Yeah it’s really tough. We’ve never dealt with a virus like this in our lifetime. This Vaccine has helped with the most important factor- hospitalizations/ICU admissions. We (my hospital system) were at a point last spring that if you came in with appendicitis or some other fully survivable condition, we were not sure we had the resources to do the surgery. And we are the largest hospital system in our state. Since vaccination, we have markedly reduced our hospitalization rate of infected patients. effectively rendering Covid as what we typically experience with the flu.Not sure how someone can look at data and dismiss that vaccines appear to drive down hospitalization. Which is what they were designed to do.
I also don't know how someone can look at data and not have serious questions that vaccines stop *case spread*. Which they were not designed to do anyway.
Have vaccines stopped the spread? I believe they have. I also believe that the rate of vaccinated patients who get Covid after will be underestimated since most relatively be asymptotic and not seek testing.

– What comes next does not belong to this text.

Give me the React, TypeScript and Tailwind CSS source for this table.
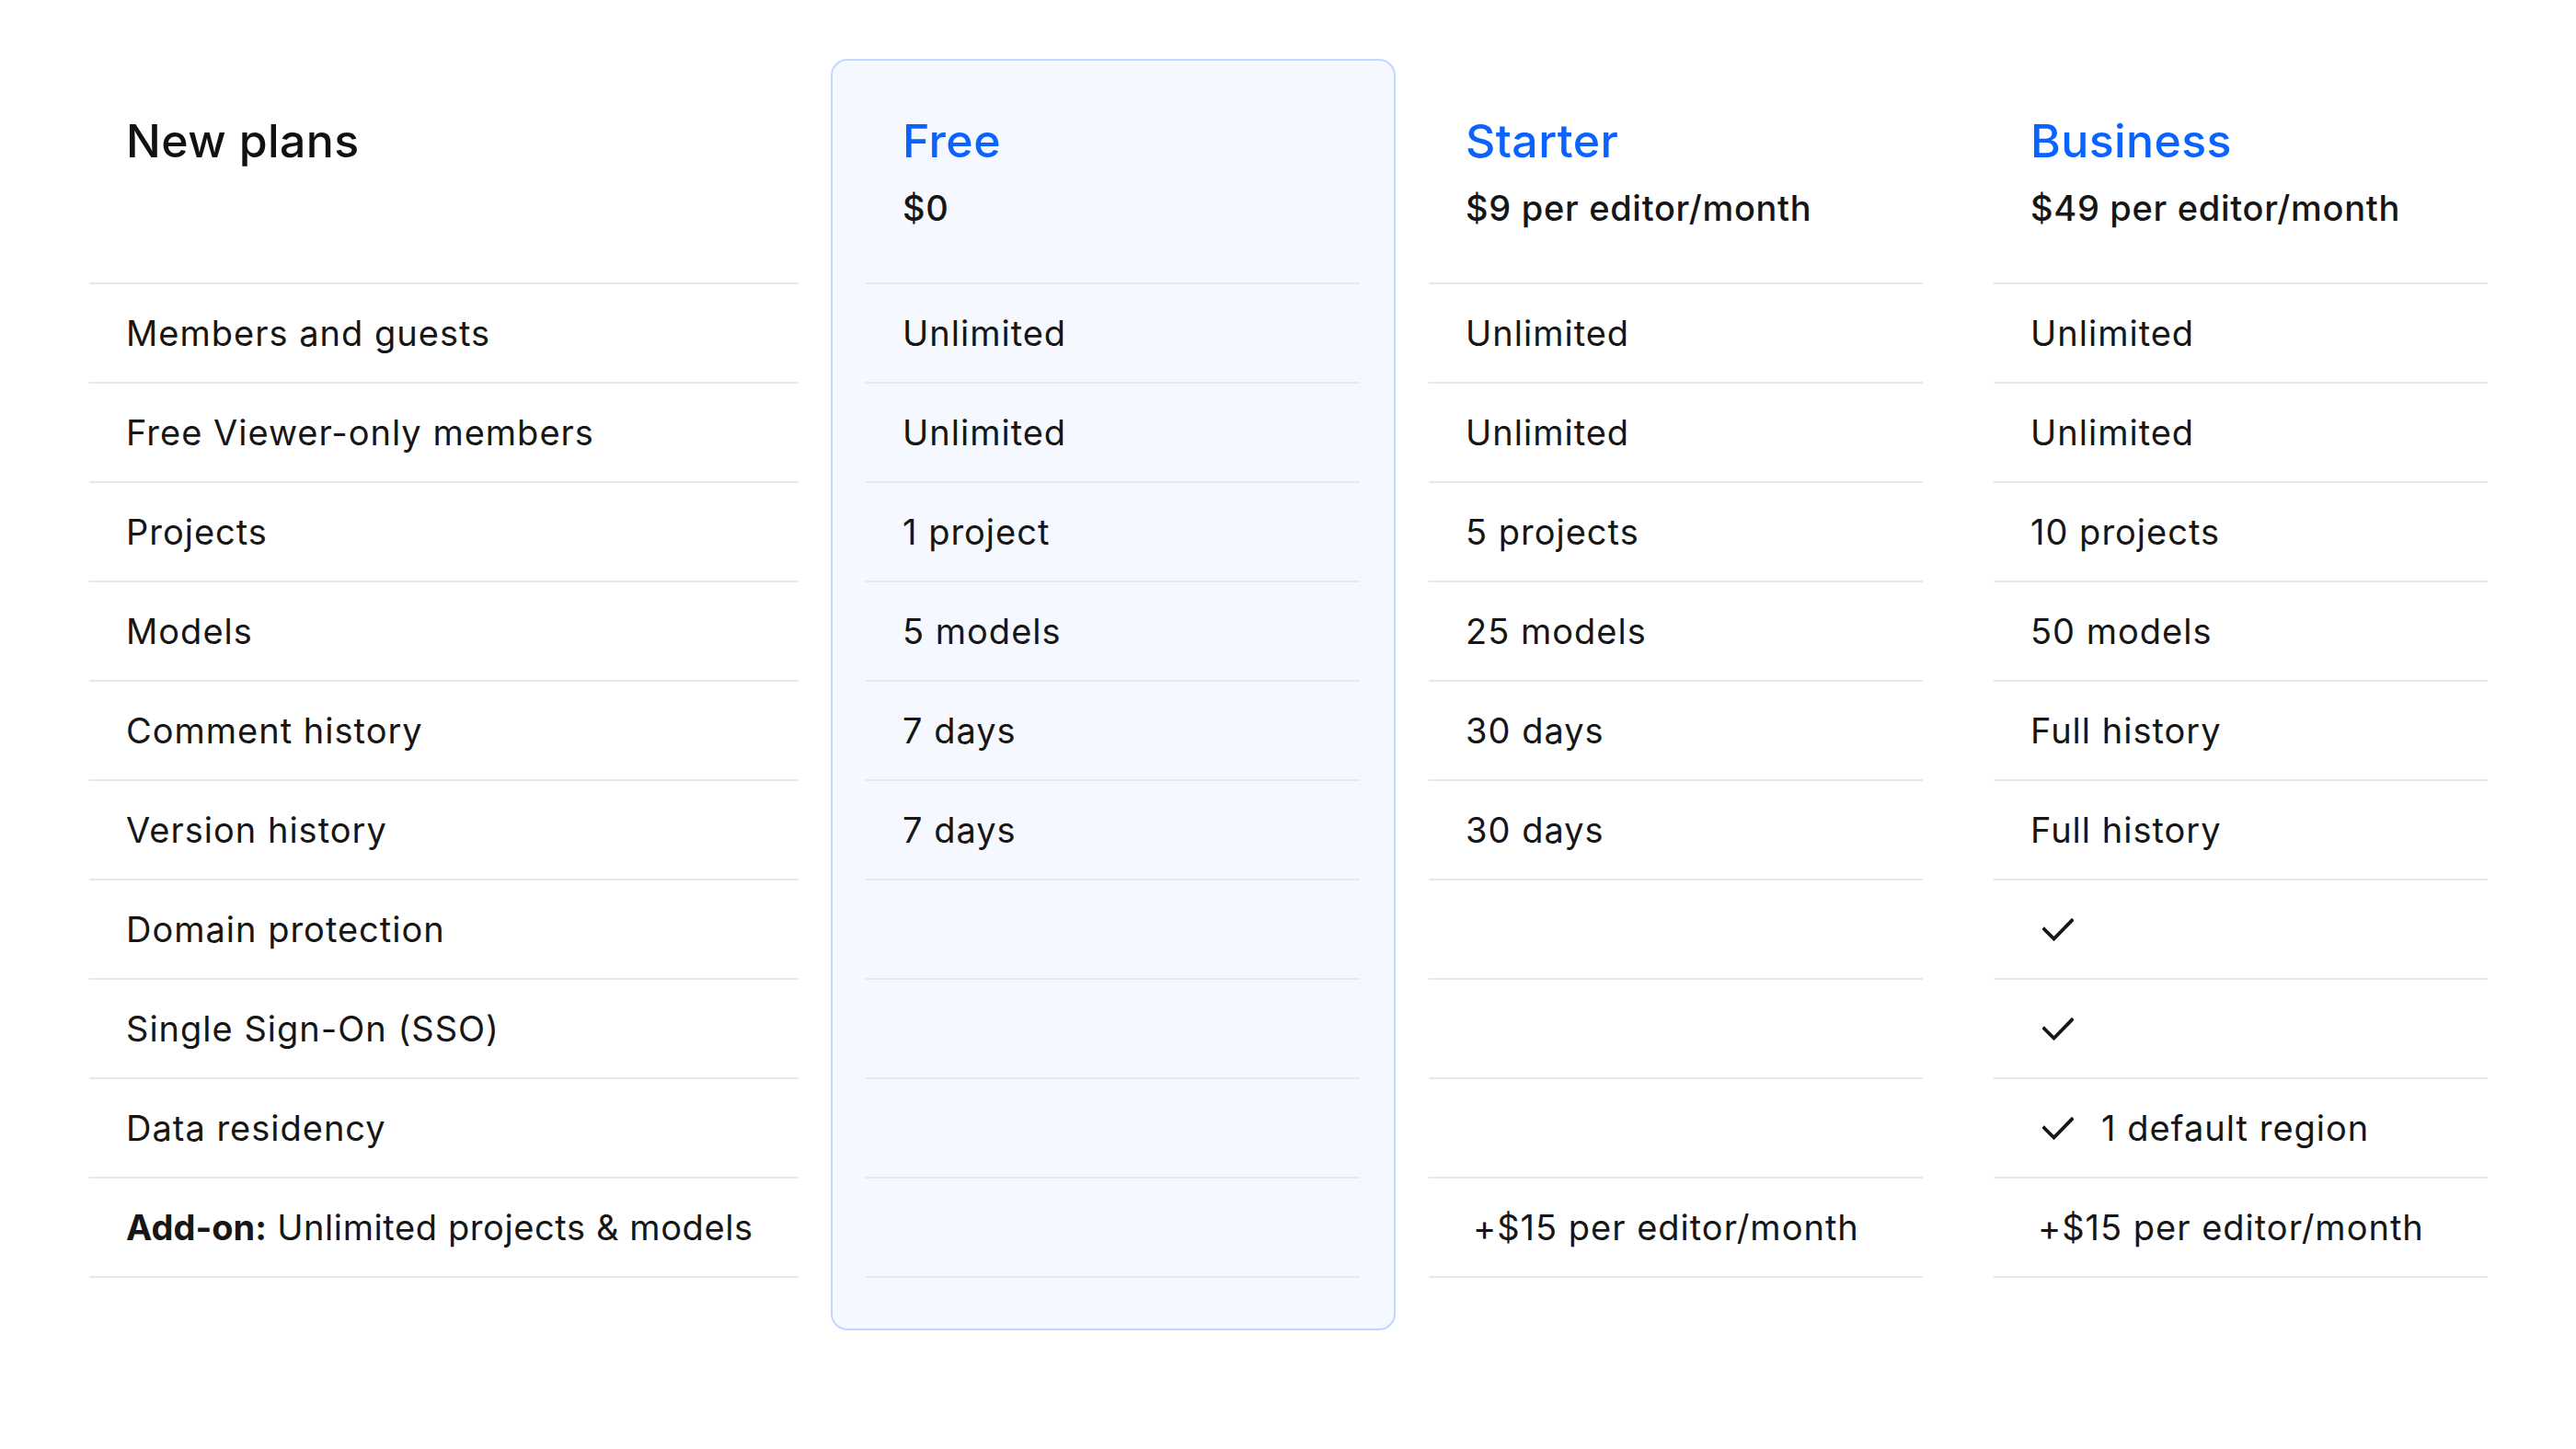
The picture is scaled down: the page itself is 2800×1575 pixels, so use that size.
import React from 'react';

type Cell = string | { check: true; text?: string };

interface Plan {
  name: string;
  price: string;
  cells: Cell[];
  highlight?: boolean;
}

const features: React.ReactNode[] = [
  'Members and guests',
  'Free Viewer-only members',
  'Projects',
  'Models',
  'Comment history',
  'Version history',
  'Domain protection',
  'Single Sign-On (SSO)',
  'Data residency',
  <span className="whitespace-nowrap tracking-[0.6px]">
    <span className="font-bold tracking-normal">Add-on:</span> Unlimited projects &amp; models
  </span>,
];

const plans: Plan[] = [
  {
    name: 'Free',
    price: '$0',
    highlight: true,
    cells: ['Unlimited', 'Unlimited', '1 project', '5 models', '7 days', '7 days', '', '', '', ''],
  },
  {
    name: 'Starter',
    price: '$9 per editor/month',
    cells: ['Unlimited', 'Unlimited', '5 projects', '25 models', '30 days', '30 days', '', '', '', '+$15 per editor/month'],
  },
  {
    name: 'Business',
    price: '$49 per editor/month',
    cells: [
      'Unlimited',
      'Unlimited',
      '10 projects',
      '50 models',
      'Full history',
      'Full history',
      { check: true },
      { check: true },
      { check: true, text: '1 default region' },
      '+$15 per editor/month',
    ],
  },
];

const Check = () => (
  <svg width="34" height="25" viewBox="0 0 34 25" fill="none" className="ml-[13px] shrink-0">
    <path d="M2 12 L12.5 22.5 L32 2.5" stroke="#161616" strokeWidth="3.8" strokeLinecap="square" />
  </svg>
);

const Row: React.FC<{ children?: React.ReactNode; last?: boolean }> = ({ children, last }) => (
  <div className="h-[108px] border-t-2 border-[#e3e8f1] flex items-center px-10 whitespace-nowrap">
    <div className={`flex items-center ${last ? 'pl-[8px]' : ''}`}>{children}</div>
  </div>
);

const Header: React.FC<{ title: string; price?: string; blue?: boolean; inCard?: boolean }> = ({
  title,
  price,
  blue,
  inCard,
}) => (
  <div className={`${inCard ? 'h-[241px] pt-[62px]' : 'h-[243px] pt-[64px]'} px-10`}>
    <div className={`text-[50px] leading-none font-medium tracking-[0.4px] ${blue ? 'text-[#0a62ff]' : 'text-[#111]'}`}>
      {title}
    </div>
    {price && (
      <div className="mt-[29px] text-[38px] leading-none font-medium tracking-[0.7px] text-[#161616]">{price}</div>
    )}
  </div>
);

const PlanColumn: React.FC<{ plan: Plan; inCard?: boolean }> = ({ plan, inCard }) => (
  <div className="w-[537px]">
    <Header title={plan.name} price={plan.price} blue inCard={inCard} />
    {plan.cells.map((c, i) => (
      <Row key={i} last={i === plan.cells.length - 1}>
        {typeof c === 'string' ? (
          c
        ) : (
          <>
            <Check />
            {c.text && <span className="ml-[30px]">{c.text}</span>}
          </>
        )}
      </Row>
    ))}
    <div className="border-t-2 border-[#e3e8f1]" />
  </div>
);

export default function App() {
  return (
    <div
      className="w-[2800px] h-[1575px] bg-white text-[38px] tracking-[1px] text-[#161616] pl-[97px] pt-[64px] flex items-start"
      style={{ fontFamily: 'Inter, "Noto Sans", sans-serif' }}
    >
      <div className="w-[771px]">
        <Header title="New plans" />
        {features.map((f, i) => (
          <Row key={i}>{f}</Row>
        ))}
        <div className="border-t-2 border-[#e3e8f1]" />
      </div>

      <div className="ml-[35px] w-[614px] px-[36px] pb-[55px] bg-[#f5f8ff] border-2 border-[#c2d7ff] rounded-[18px]">
        <PlanColumn plan={plans[0]} inCard />
      </div>

      <div className="ml-[36px]">
        <PlanColumn plan={plans[1]} />
      </div>

      <div className="ml-[77px]">
        <PlanColumn plan={plans[2]} />
      </div>
    </div>
  );
}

All I can say is that getting these vaccines out so quickly has probably saved hundreds of thousands of lives. If delta hit an unvaccinated population, it would have gotten ugly. If we really take the politics out of this (hard to do), we will look back on the rapid development of these vaccines within one year as a medical marvel. I am so thankful that children were almost completely immune from the worst of this virus. I shudder to think what would have happened to our society with children being affected the same as adults. Go Dawgs!